═══ Data section

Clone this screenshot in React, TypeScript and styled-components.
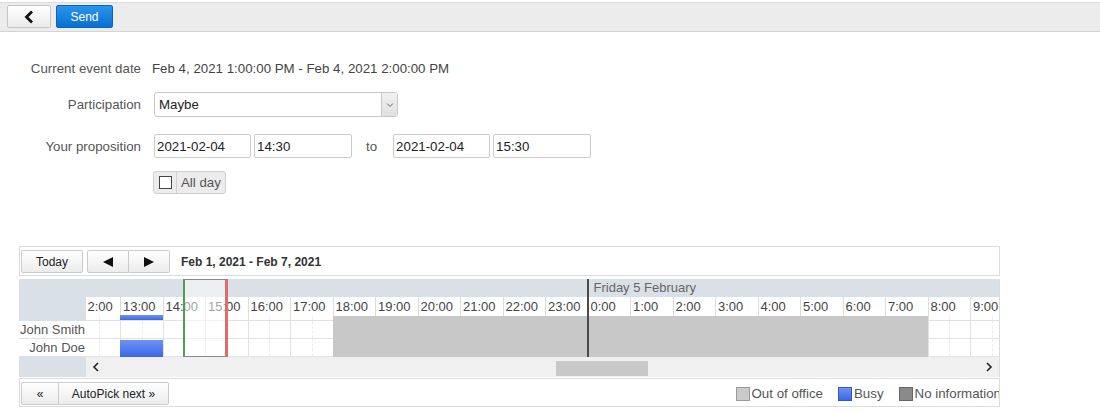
import React from "react";
import styled, { createGlobalStyle } from "styled-components";

const GlobalStyle = createGlobalStyle`
  html, body { margin: 0; padding: 0; background: #fff; }
  body { font-family: "Liberation Sans", Arial, sans-serif; font-size: 13px; color: #333; }
  * { box-sizing: border-box; }
`;

const HOUR_W = 42.5;
const hours = [
  "2:00", "13:00", "14:00", "15:00", "16:00", "17:00", "18:00", "19:00", "20:00", "21:00", "22:00",
  "23:00", "0:00", "1:00", "2:00", "3:00", "4:00", "5:00", "6:00", "7:00", "8:00", "9:00",
];

/* ---------- top bar ---------- */
const TopBar = styled.div`
  margin-top: 2px;
  height: 30px;
  border-top: 1px solid #dcdcdc;
  border-bottom: 1px solid #d4d4d4;
  background: #ececec;
  display: flex;
  align-items: flex-start;
  gap: 5px;
  padding: 2px 7px 0;
`;

const BarButton = styled.button<{ $primary?: boolean; $w: number }>`
  width: ${(p) => p.$w}px;
  height: 23px;
  padding: 0;
  margin: 0;
  display: flex;
  align-items: center;
  justify-content: center;
  font-family: "Liberation Sans", Arial, sans-serif;
  font-size: 12px;
  border-radius: 2px;
  border: 1px solid ${(p) => (p.$primary ? "#0b64bd" : "#c6c6c6")};
  color: ${(p) => (p.$primary ? "#fff" : "#111")};
  background: ${(p) =>
    p.$primary ? "linear-gradient(#2a95ec, #0a6fd2)" : "linear-gradient(#ffffff, #ebebeb)"};
`;

/* ---------- form ---------- */
const Form = styled.div`
  display: flex;
  flex-direction: column;
  font-size: 13.3px;
`;

const FormRow = styled.div<{ $top: number; $h: number }>`
  display: flex;
  align-items: center;
  margin-top: ${(p) => p.$top}px;
  height: ${(p) => p.$h}px;
`;

const Label = styled.div`
  width: 141px;
  text-align: right;
  color: #555;
  margin-right: 13px;
  white-space: nowrap;
`;

const ValueText = styled.div`
  margin-left: -2px;
  color: #444;
`;

const SelectBox = styled.div`
  width: 244px;
  height: 25px;
  border: 1px solid #c8c8c8;
  border-radius: 3px;
  display: flex;
  align-items: stretch;
  background: #fff;
  overflow: hidden;
`;

const SelectText = styled.div`
  flex: 1;
  padding-left: 4px;
  display: flex;
  align-items: center;
  color: #222;
`;

const SelectArrow = styled.div`
  width: 16px;
  border-left: 1px solid #c8c8c8;
  background: linear-gradient(#f0f0f0, #e0e0e0);
  display: flex;
  align-items: center;
  justify-content: center;
`;

const Field = styled.input<{ $w: number }>`
  width: ${(p) => p.$w}px;
  height: 24px;
  border: 1px solid #cccccc;
  border-radius: 2px;
  padding: 0 2px;
  margin: 0 3px 0 0;
  font-family: "Liberation Sans", Arial, sans-serif;
  font-size: 13.3px;
  color: #222;
  outline: none;
`;

const ToWord = styled.span`
  color: #555;
  margin: 0 16px 0 11px;
`;

const CheckButton = styled.div`
  margin-left: -1px;
  width: 73px;
  height: 23px;
  border: 1px solid #cfcfcf;
  border-radius: 3px;
  background: #ececec;
  display: flex;
  align-items: stretch;
`;

const CheckPart = styled.div`
  width: 23px;
  border-right: 1px solid #d2d2d2;
  display: flex;
  align-items: center;
  justify-content: center;
`;

const CheckSquare = styled.div`
  width: 13px;
  height: 13px;
  border: 1px solid #444;
  background: #fff;
`;

const CheckLabel = styled.div`
  padding-left: 4px;
  display: flex;
  align-items: center;
  color: #555;
`;

/* ---------- calendar ---------- */
const Calendar = styled.div`
  margin: 52px 0 0 19px;
  width: 981px;
`;

const CalToolbar = styled.div`
  height: 30px;
  border: 1px solid #dcdcdc;
  display: flex;
  align-items: flex-start;
  padding: 3px 1px 0;
  overflow: hidden;
`;

const ToolButton = styled.div<{ $w: number; $joinLeft?: boolean; $joinRight?: boolean }>`
  width: ${(p) => p.$w}px;
  height: 23px;
  display: flex;
  align-items: center;
  justify-content: center;
  font-size: 12px;
  color: #222;
  border: 1px solid #cbcbcb;
  border-left-width: ${(p) => (p.$joinLeft ? 0 : 1)}px;
  border-radius: ${(p) =>
    p.$joinLeft ? "0 2px 2px 0" : p.$joinRight ? "2px 0 0 2px" : "2px"};
  background: linear-gradient(#ffffff, #ececec);
  flex: none;
`;

const ButtonGroup = styled.div<{ $ml: number }>`
  display: flex;
  margin-left: ${(p) => p.$ml}px;
`;

const RangeTitle = styled.div`
  margin-left: 11px;
  height: 23px;
  display: flex;
  align-items: center;
  font-weight: bold;
  font-size: 12px;
  color: #333;
`;

const Grid = styled.div`
  margin-top: 3px;
  display: grid;
  grid-template-columns: 67px 913px;
  border-right: 1px solid #dcdcdc;
`;

const LeftCol = styled.div`
  display: flex;
  flex-direction: column;
`;

const LeftBlock = styled.div<{ $h: number }>`
  height: ${(p) => p.$h}px;
  background: #d9e0e7;
`;

const NameCell = styled.div`
  height: 18px;
  background: #fff;
  border-bottom: 1px solid #e2e2e2;
  text-align: right;
  padding-right: 1px;
  line-height: 17px;
  color: #555;
  font-size: 13px;
  white-space: nowrap;
`;

const RightCol = styled.div`
  display: flex;
  flex-direction: column;
`;

const Viewport = styled.div`
  height: 78px;
  overflow: hidden;
  position: relative;
`;

const Track = styled.div`
  position: relative;
  width: ${HOUR_W * hours.length}px;
  margin-left: -8.5px;
`;

const DayRow = styled.div`
  display: flex;
  height: 18px;
  background: #d9e0e7;
`;

const DayCell = styled.div<{ $w: number }>`
  width: ${(p) => p.$w}px;
  padding-left: 6px;
  line-height: 18px;
  color: #666;
  font-size: 13px;
  white-space: nowrap;
`;

const HourRow = styled.div`
  display: flex;
  height: 19px;
`;

const HourCell = styled.div<{ $lead?: boolean }>`
  width: ${HOUR_W}px;
  flex: none;
  border-left: 1px solid #dcdcdc;
  padding-left: ${(p) => (p.$lead ? 9 : 2)}px;
  line-height: 19px;
  color: #444;
  font-size: 13px;
  white-space: nowrap;
  overflow: hidden;
  background: #fff;
`;

const SlotRow = styled.div<{ $h: number }>`
  display: flex;
  height: ${(p) => p.$h}px;
  border-bottom: 1px solid #e2e2e2;
`;

const SlotCell = styled.div`
  width: ${HOUR_W}px;
  flex: none;
  border-left: 1px solid #e2e2e2;
  position: relative;
  &::after {
    content: "";
    position: absolute;
    top: 0;
    bottom: 0;
    left: 50%;
    border-left: 1px dashed #ececec;
  }
`;

const Block = styled.div<{ $left: number; $top: number; $w: number; $h: number; $kind: "out" | "busy" }>`
  position: absolute;
  left: ${(p) => p.$left}px;
  top: ${(p) => p.$top}px;
  width: ${(p) => p.$w}px;
  height: ${(p) => p.$h}px;
  background: ${(p) => (p.$kind === "out" ? "#c8c8c8" : "linear-gradient(#6f93f2, #3a67e8)")};
`;

const DayDivider = styled.div<{ $left: number }>`
  position: absolute;
  left: ${(p) => p.$left}px;
  top: 0;
  width: 2px;
  height: 78px;
  background: #4a4a4a;
`;

const Selection = styled.div<{ $left: number; $w: number }>`
  position: absolute;
  left: ${(p) => p.$left}px;
  top: 0;
  width: ${(p) => p.$w}px;
  height: 78px;
  background: rgba(255, 255, 255, 0.5);
  border-left: 2px solid #4f9f4f;
  border-right: 3px solid #e46a6a;
  border-top: 1px solid #8a8a8a;
  border-bottom: 1px solid #8a8a8a;
`;

const ScrollRow = styled.div`
  height: 20px;
  background: #f0f0f0;
  position: relative;
  display: flex;
  align-items: center;
  justify-content: space-between;
  padding: 0 6px 0 6px;
`;

const ScrollThumb = styled.div<{ $left: number; $w: number }>`
  position: absolute;
  top: 4px;
  left: ${(p) => p.$left}px;
  width: ${(p) => p.$w}px;
  height: 15px;
  background: #c8c8c8;
`;

const BottomBar = styled.div`
  margin-top: 1px;
  height: 29px;
  border: 1px solid #dcdcdc;
  display: flex;
  align-items: flex-start;
  padding: 3px 0 0 1px;
  overflow: hidden;
`;

const Legend = styled.div`
  margin-left: auto;
  height: 23px;
  display: flex;
  align-items: center;
  white-space: nowrap;
  margin-right: -2px;
`;

const LegendItem = styled.div`
  display: flex;
  align-items: center;
  margin-left: 15px;
  color: #555;
  font-size: 13.3px;
`;

const Swatch = styled.span<{ $bg: string; $bd: string }>`
  width: 14px;
  height: 14px;
  margin-right: 2px;
  background: ${(p) => p.$bg};
  border: 1px solid ${(p) => p.$bd};
`;

const ChevronLeft = () => (
  <svg width="12" height="14" viewBox="0 0 12 14">
    <path d="M9 1.5 L3.5 7 L9 12.5" fill="none" stroke="#111" strokeWidth="2.8" />
  </svg>
);

const TriLeft = () => (
  <svg width="10" height="10" viewBox="0 0 10 10">
    <path d="M0 5 L10 0 L10 10 Z" fill="#111" />
  </svg>
);
const TriRight = () => (
  <svg width="10" height="10" viewBox="0 0 10 10">
    <path d="M10 5 L0 0 L0 10 Z" fill="#111" />
  </svg>
);

const SmallChevron = ({ dir }: { dir: "left" | "right" | "down" }) => {
  const d =
    dir === "left" ? "M6 1 L2 5 L6 9" : dir === "right" ? "M2 1 L6 5 L2 9" : "M1 2.5 L4 5.5 L7 2.5";
  const vb = dir === "down" ? "0 0 8 8" : "0 0 8 10";
  return (
    <svg width="8" height={dir === "down" ? 8 : 10} viewBox={vb}>
      <path d={d} fill="none" stroke={dir === "down" ? "#666" : "#222"} strokeWidth={dir === "down" ? 1 : 1.6} />
    </svg>
  );
};

export default function App() {
  return (
    <>
      <GlobalStyle />
      <TopBar>
        <BarButton $w={44}>
          <ChevronLeft />
        </BarButton>
        <BarButton $w={57} $primary>
          Send
        </BarButton>
      </TopBar>

      <Form>
        <FormRow $top={24} $h={24}>
          <Label>Current event date</Label>
          <ValueText>Feb 4, 2021 1:00:00 PM - Feb 4, 2021 2:00:00 PM</ValueText>
        </FormRow>
        <FormRow $top={12} $h={25}>
          <Label>Participation</Label>
          <SelectBox>
            <SelectText>Maybe</SelectText>
            <SelectArrow>
              <SmallChevron dir="down" />
            </SelectArrow>
          </SelectBox>
        </FormRow>
        <FormRow $top={17} $h={24}>
          <Label>Your proposition</Label>
          <Field $w={97} defaultValue="2021-02-04" />
          <Field $w={98} defaultValue="14:30" />
          <ToWord>to</ToWord>
          <Field $w={97} defaultValue="2021-02-04" />
          <Field $w={98} defaultValue="15:30" />
        </FormRow>
        <FormRow $top={13} $h={23}>
          <Label />
          <CheckButton>
            <CheckPart>
              <CheckSquare />
            </CheckPart>
            <CheckLabel>All day</CheckLabel>
          </CheckButton>
        </FormRow>
      </Form>

      <Calendar>
        <CalToolbar>
          <ToolButton $w={62}>Today</ToolButton>
          <ButtonGroup $ml={4}>
            <ToolButton $w={42} $joinRight>
              <TriLeft />
            </ToolButton>
            <ToolButton $w={41} $joinLeft>
              <TriRight />
            </ToolButton>
          </ButtonGroup>
          <RangeTitle>Feb 1, 2021 - Feb 7, 2021</RangeTitle>
        </CalToolbar>

        <Grid>
          <LeftCol>
            <LeftBlock $h={42} />
            <NameCell>John Smith</NameCell>
            <NameCell>John Doe</NameCell>
            <LeftBlock $h={20} />
          </LeftCol>
          <RightCol>
            <Viewport>
              <Track>
                <DayRow>
                  <DayCell $w={HOUR_W * 12} />
                  <DayCell $w={HOUR_W * 10}>Friday 5 February</DayCell>
                </DayRow>
                <HourRow>
                  {hours.map((h, i) => (
                    <HourCell key={i} $lead={i === 0}>
                      {h}
                    </HourCell>
                  ))}
                </HourRow>
                <SlotRow $h={5}>
                  {hours.map((h, i) => (
                    <SlotCell key={i} />
                  ))}
                </SlotRow>
                <SlotRow $h={18}>
                  {hours.map((h, i) => (
                    <SlotCell key={i} />
                  ))}
                </SlotRow>
                <SlotRow $h={18}>
                  {hours.map((h, i) => (
                    <SlotCell key={i} />
                  ))}
                </SlotRow>
                <Block $kind="out" $left={HOUR_W * 6} $top={37} $w={HOUR_W * 14} $h={41} />
                <Block $kind="busy" $left={HOUR_W * 1} $top={36} $w={HOUR_W} $h={5} />
                <Block $kind="busy" $left={HOUR_W * 1} $top={61} $w={HOUR_W} $h={17} />
                <DayDivider $left={509} />
                <Selection $left={105.5} $w={45} />
              </Track>
            </Viewport>
            <ScrollRow>
              <SmallChevron dir="left" />
              <ScrollThumb $left={470} $w={92} />
              <SmallChevron dir="right" />
            </ScrollRow>
          </RightCol>
        </Grid>

        <BottomBar>
          <ToolButton $w={38} $joinRight>
            «
          </ToolButton>
          <ToolButton $w={110} $joinLeft>
            AutoPick next »
          </ToolButton>
          <Legend>
            <LegendItem>
              <Swatch $bg="#cacaca" $bd="#9a9a9a" />
              Out of office
            </LegendItem>
            <LegendItem>
              <Swatch $bg="linear-gradient(#6f93f2, #3a67e8)" $bd="#3358c8" />
              Busy
            </LegendItem>
            <LegendItem>
              <Swatch $bg="#8a8a8a" $bd="#666" />
              No information
            </LegendItem>
          </Legend>
        </BottomBar>
      </Calendar>
    </>
  );
}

══════

In the listing above, how many lines include the word "components"? Answer with the number and nothing more.

_Finished exercise_: 2